5 Vaccines Your Social Dog Should Be Current On

5 Vaccines Your Social Dog Should Be Current On

Taking your dog to Dogtopia, dog parks, pet food stores, and even the veterinarian means your pup is social and needs to be current on these important vaccines.

Here are the five most important vaccines to keep your dog protected and why they should be up to date.

Rabies
Rabies is required once at 16 weeks of age in puppies, then given again 1 year later (1 year, 4 months of age) and then every three years going forward. Dogs are required by law to be vaccinated against the rabies virus because this deadly virus can spread to humans.

WHY? If an unvaccinated puppy breaks the skin of a person or another dog using those sharp puppy teeth, your local laws will require you to quarantine your dog for a minimum of 10 days (could be as long as 6 months.)

Distemper Combo
DHPP (DHLPP) (DA2PP) (also called Distemper or Distemper Combo) has many abbreviations and can be called many different things. This vaccine is required as a puppy series beginning at 6-8 weeks old, boosted twice at 3-week intervals and again a year later. Like rabies, after the first year, the distemper/parvo combination vaccine can be given every three years.
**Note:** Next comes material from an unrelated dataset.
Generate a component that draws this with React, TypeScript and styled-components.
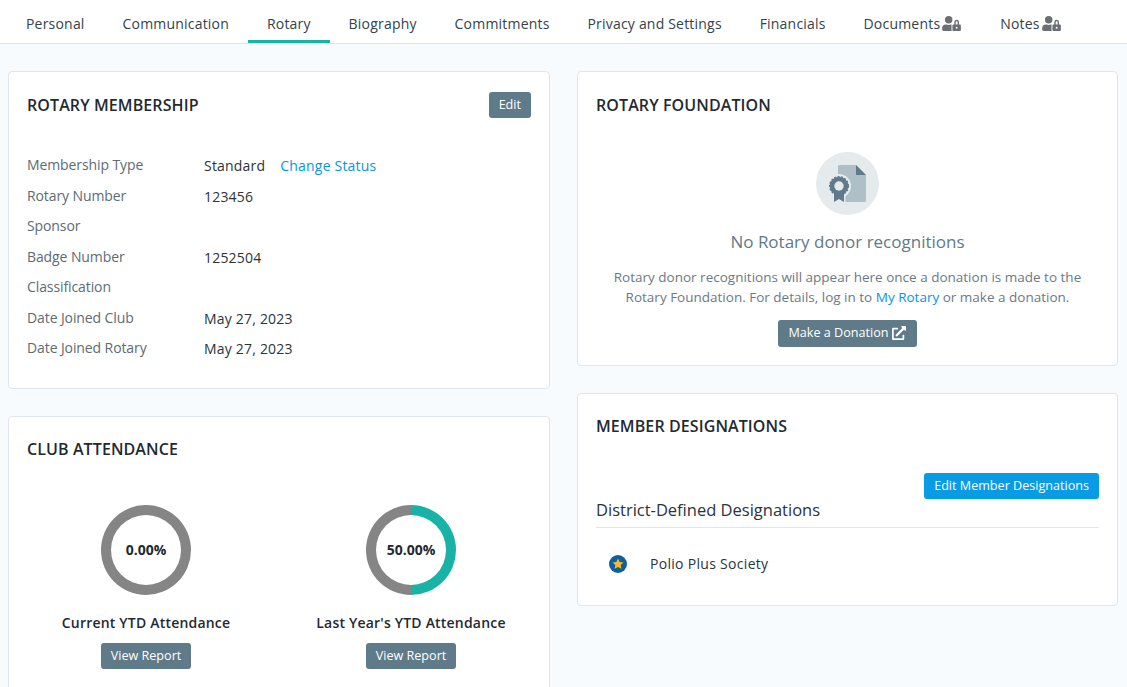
import React from 'react';
import styled, { createGlobalStyle } from 'styled-components';
import { FaUserLock, FaExternalLinkAlt } from 'react-icons/fa';

const GlobalStyle = createGlobalStyle`
  html, body {
    margin: 0;
    height: 100%;
    overflow: hidden;
    background: #f7fbfe;
    font-family: 'Open Sans', 'Liberation Sans', sans-serif;
    color: #1f2a30;
  }
`;

const TabBar = styled.nav`
  display: flex;
  height: 43px;
  padding-left: 7px;
  background: #fff;
  border-bottom: 1px solid #dfe5ea;
  box-sizing: content-box;
`;

const Tab = styled.div<{ $active?: boolean }>`
  display: flex;
  align-items: center;
  gap: 2px;
  height: 43px;
  box-sizing: border-box;
  padding: 7px 19px 0;
  margin-right: -0.1px;
  font-size: 14px;
  letter-spacing: 0.2px;
  color: #33424b;
  border-bottom: 3px solid ${(p) => (p.$active ? '#18b3a6' : 'transparent')};
`;

const LockIcon = styled(FaUserLock)`
  width: 19px;
  height: 15px;
  margin-right: 1px;
  color: #6b6f73;
`;

const Columns = styled.main`
  display: grid;
  grid-template-columns: 542px 541px;
  column-gap: 27px;
  padding: 27px 0 0 8px;
`;

const Column = styled.div`
  display: flex;
  flex-direction: column;
  gap: 27px;
`;

const Card = styled.section<{ $height: number }>`
  background: #fff;
  border: 1px solid #dfe5ea;
  border-radius: 4px;
  box-sizing: border-box;
  height: ${(p) => p.$height}px;
  padding: 20px 18px;
`;

const CardHeader = styled.div`
  display: flex;
  justify-content: space-between;
  align-items: flex-start;
  height: 26px;
`;

const CardTitle = styled.h2`
  margin: 0;
  font-size: 16px;
  line-height: 26px;
  font-weight: 600;
  letter-spacing: 0.1px;
  color: #1f2a30;
`;

const RaisedTitle = styled(CardTitle)`
  margin-top: -1px;
`;

const Button = styled.button<{ $primary?: boolean }>`
  display: inline-flex;
  align-items: center;
  justify-content: center;
  gap: 4px;
  height: 26px;
  padding: 0 10px 2px;
  border: 0;
  border-radius: 3px;
  background: ${(p) => (p.$primary ? '#0a9be5' : '#5f7a88')};
  color: #fff;
  font-family: inherit;
  font-size: 12.6px;
  white-space: nowrap;
`;

const DonationButton = styled(Button)`
  height: 27px;
  width: 139px;
`;

const Details = styled.dl`
  display: grid;
  grid-template-columns: 177px 1fr;
  margin: 32px 0 0;
  font-size: 14px;
`;

const Label = styled.dt`
  height: 30.5px;
  line-height: 30px;
  letter-spacing: -0.1px;
  color: #5d6b73;
`;

const Value = styled.dd`
  margin: 0;
  height: 30.5px;
  line-height: 32px;
  letter-spacing: 0.2px;
  color: #2a343a;
`;

const Link = styled.a`
  color: #0a94dc;
`;

const StatusLink = styled(Link)`
  margin-left: 15px;
`;

const Gauges = styled.div`
  display: grid;
  grid-template-columns: 265px 265px;
  margin: 42px 0 0 -13.5px;
`;

const Gauge = styled.div`
  display: flex;
  flex-direction: column;
  align-items: center;
`;

const Ring = styled.div<{ $percent: number }>`
  position: relative;
  display: flex;
  align-items: center;
  justify-content: center;
  width: 90px;
  height: 90px;
  border-radius: 50%;
  background: conic-gradient(#18b3a6 0 ${(p) => p.$percent}%, #858585 ${(p) => p.$percent}% 100%);
`;

const RingCenter = styled.div`
  display: flex;
  align-items: center;
  justify-content: center;
  width: 70px;
  height: 70px;
  padding-bottom: 1px;
  box-sizing: border-box;
  border-radius: 50%;
  background: #fff;
  font-size: 14px;
  font-weight: 700;
  color: #1f2a30;
`;

const GaugeLabel = styled.div`
  margin: 16px 0 8px;
  height: 24px;
  line-height: 24px;
  font-size: 14px;
  font-weight: 600;
  letter-spacing: 0.2px;
  color: #1f2a30;
`;

const Empty = styled.div`
  display: flex;
  flex-direction: column;
  align-items: center;
  margin-top: 34px;
  text-align: center;
`;

const EmptyBadge = styled.div`
  display: flex;
  width: 63px;
  height: 63px;
  border-radius: 50%;
  background: #e5eaed;
`;

const EmptyTitle = styled.div`
  margin-top: 14px;
  font-size: 17px;
  line-height: 26px;
  color: #5f7a88;
`;

const EmptyText = styled.p`
  margin: 12px 0 13px;
  font-size: 13.5px;
  line-height: 20px;
  color: #6b7a83;
`;

const DesignationsTop = styled.div`
  display: flex;
  justify-content: flex-end;
  margin-top: 33px;
`;

const SectionTitle = styled.h3`
  margin: -2px 0 0;
  padding-bottom: 4px;
  font-size: 16.5px;
  line-height: 26px;
  font-weight: 500;
  color: #2a343a;
  border-bottom: 1px solid #dfe5ea;
`;

const DesignationRow = styled.div`
  display: flex;
  align-items: center;
  gap: 23px;
  padding: 21px 0 0 13px;
  font-size: 14px;
  line-height: 30px;
  letter-spacing: 0.3px;
  color: #2a343a;
`;

const DonationIcon = () => (
  <svg width="63" height="63" viewBox="0 0 63 63">
    <path d="M23.500 13H40l10 10v25.500a1.500 1.500 0 0 1-1.500 1.500H23.500a1.500 1.500 0 0 1-1.500-1.500v-34a1.500 1.500 0 0 1 1.500-1.500z" fill="#aebfc7" />
    <path d="M40 13l10 10H40z" fill="#5f7a88" />
    <circle cx="23" cy="34" r="12" fill="#e5eaed" />
    <path d="M16.500 38v13h13V38z" fill="#e5eaed" />
    <path d="M18 38v12l5-3 5 3V38z" fill="#5f7a88" />
    <circle cx="23" cy="34" r="9.300" fill="#5f7a88" stroke="#5f7a88" strokeWidth="1.400" strokeDasharray="2 1.500" />
    <circle cx="23" cy="34" r="4.700" fill="#e5eaed" />
  </svg>
);

const StarBadge = () => (
  <svg width="18" height="18" viewBox="0 0 18 18">
    <circle cx="9" cy="9" r="9" fill="#0f5f9e" />
    <path d="M9 3.600l1.700 3.400 3.700.5-2.700 2.600.7 3.700L9 12l-3.400 1.800.7-3.700-2.700-2.600 3.700-.5z" fill="#f7b928" />
  </svg>
);

const tabs = ['Personal', 'Communication', 'Rotary', 'Biography', 'Commitments', 'Privacy and Settings', 'Financials'];

const membership: [string, React.ReactNode][] = [
  ['Membership Type', <>Standard<StatusLink>Change Status</StatusLink></>],
  ['Rotary Number', '123456'],
  ['Sponsor', ''],
  ['Badge Number', '1252504'],
  ['Classification', ''],
  ['Date Joined Club', 'May 27, 2023'],
  ['Date Joined Rotary', 'May 27, 2023'],
];

const attendance = [
  { label: 'Current YTD Attendance', percent: 0 },
  { label: "Last Year's YTD Attendance", percent: 50 },
];

const App: React.FC = () => (
  <>
    <GlobalStyle />
    <TabBar>
      {tabs.map((t) => (
        <Tab key={t} $active={t === 'Rotary'}>{t}</Tab>
      ))}
      <Tab>Documents <LockIcon /></Tab>
      <Tab>Notes <LockIcon /></Tab>
    </TabBar>
    <Columns>
      <Column>
        <Card $height={318}>
          <CardHeader>
            <CardTitle>ROTARY MEMBERSHIP</CardTitle>
            <Button>Edit</Button>
          </CardHeader>
          <Details>
            {membership.map(([label, value]) => (
              <React.Fragment key={label}>
                <Label>{label}</Label>
                <Value>{value}</Value>
              </React.Fragment>
            ))}
          </Details>
        </Card>
        <Card $height={300}>
          <CardHeader>
            <RaisedTitle>CLUB ATTENDANCE</RaisedTitle>
          </CardHeader>
          <Gauges>
            {attendance.map((a) => (
              <Gauge key={a.label}>
                <Ring $percent={a.percent}>
                  <RingCenter>{a.percent.toFixed(2)}%</RingCenter>
                </Ring>
                <GaugeLabel>{a.label}</GaugeLabel>
                <Button>View Report</Button>
              </Gauge>
            ))}
          </Gauges>
        </Card>
      </Column>
      <Column>
        <Card $height={295}>
          <CardHeader>
            <CardTitle>ROTARY FOUNDATION</CardTitle>
          </CardHeader>
          <Empty>
            <EmptyBadge><DonationIcon /></EmptyBadge>
            <EmptyTitle>No Rotary donor recognitions</EmptyTitle>
            <EmptyText>
              Rotary donor recognitions will appear here once a donation is made to the<br />
              Rotary Foundation. For details, log in to <Link>My Rotary</Link> or make a donation.
            </EmptyText>
            <DonationButton>Make a Donation <FaExternalLinkAlt size={14} /></DonationButton>
          </Empty>
        </Card>
        <Card $height={213}>
          <CardHeader>
            <RaisedTitle>MEMBER DESIGNATIONS</RaisedTitle>
          </CardHeader>
          <DesignationsTop>
            <Button $primary>Edit Member Designations</Button>
          </DesignationsTop>
          <SectionTitle>District-Defined Designations</SectionTitle>
          <DesignationRow>
            <StarBadge />
            Polio Plus Society
          </DesignationRow>
        </Card>
      </Column>
    </Columns>
  </>
);

export default App;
WHY? Protection against highly contagious and potentially deadly viruses and bacteria will mean less risk of dogs getting sick. You can rest assured that your dog’s BFFFs are all current on their vaccines because we are committed to the health and safety of all our furry friends.

Leptospirosis
Leptospirosis (the “L” in some Distemper combination vaccines) should be included in the annual combination vaccine due to recent increases in Leptospirosis cases. Outdoor dogs in rural areas used to be thought of as high-risk candidates for Leptospirosis but that is changing!  This disease can be difficult to diagnose because it can take 7-10 days from exposure for the dog to show symptoms and the symptoms can look like other more common conditions. Leptospirosis needs to be boosted annually.

WHY? Leptospirosis can be deadly to dogs and it is transferable to humans!

Bordetella
Bordetella. The name of this vaccine can be confusing! There are many things than can cause the symptoms of canine cough (can be referred to as kennel cough), not just the Bordetella bacteria. Currently, most ‘canine cough’ vaccines will protect dogs from a few virus strains in addition to the bacteria called Bordetella. In healthy adult dogs, canine cough typically causes no more than a mild illness. In puppies or dogs with underlying health issues, it can cause severe illness or very rarely, death. Canine cough is highly contagious, easily transmitted through the air or direct contact. This vaccine may lose efficacy over time and is therefore recommended to be given every 6 months for dogs who attend social settings.

At Dogtopia, Bordetella is required to be current by 12 months from date of vaccine. Most veterinarians recommend the Bordetella vaccine be given every 6 months to maintain a high level of immunity for dogs who are often in social settings.

WHY? The Bordetella vaccine helps control and prevent the spread of germs that cause canine cough. If a dog that has been vaccinated with the Bordetella vaccine and still acquires canine cough, they will have a less severe form that resolves faster than a dog who is not vaccinated. The germs that cause canine cough are very similar to the common cold in humans with mild coughing and sometimes a runny nose. Symptoms usually resolve within a week.

Influenza
There are two strains of canine influenza virus, both of which are contagious upper respiratory viruses known to infect dogs.

The newer influenza strain called Canine Influenza A, (H3N2), was identified as the disease that caused an outbreak in the Chicago and Atlanta area. This virus has also been identified in other states such as Florida and Texas.

WHY? Dogs who play in social settings run a higher risk of exposure to this virus than dogs who stay home. We recommend that pet parents vaccinate for both strains of the canine influenza virus to reduce the chance of contracting the virus or severity of symptoms if your dog does come down with the virus. The best way to protect our furry friends from a viral outbreak is to vaccinate! Most dogs do not have any exposure to the newer influenza strain so you can imagine that if it spreads to your area, many dogs will become symptomatic.

Vaccines do not have the ability to 100% prevent your dog from contracting a bacteria or virus, vaccines are intended as an aid in the control of diseases. Although the vaccines may not prevent infections altogether, efficacy trials have shown that they may significantly reduce the severity and duration of clinical illness. In addition, vaccines reduce the amount of virus shed and shortens the shedding time period; vaccinated dogs that become infected develop less severe illness and are less likely to spread the virus to other dogs.

Keep your social pup as healthy as possible!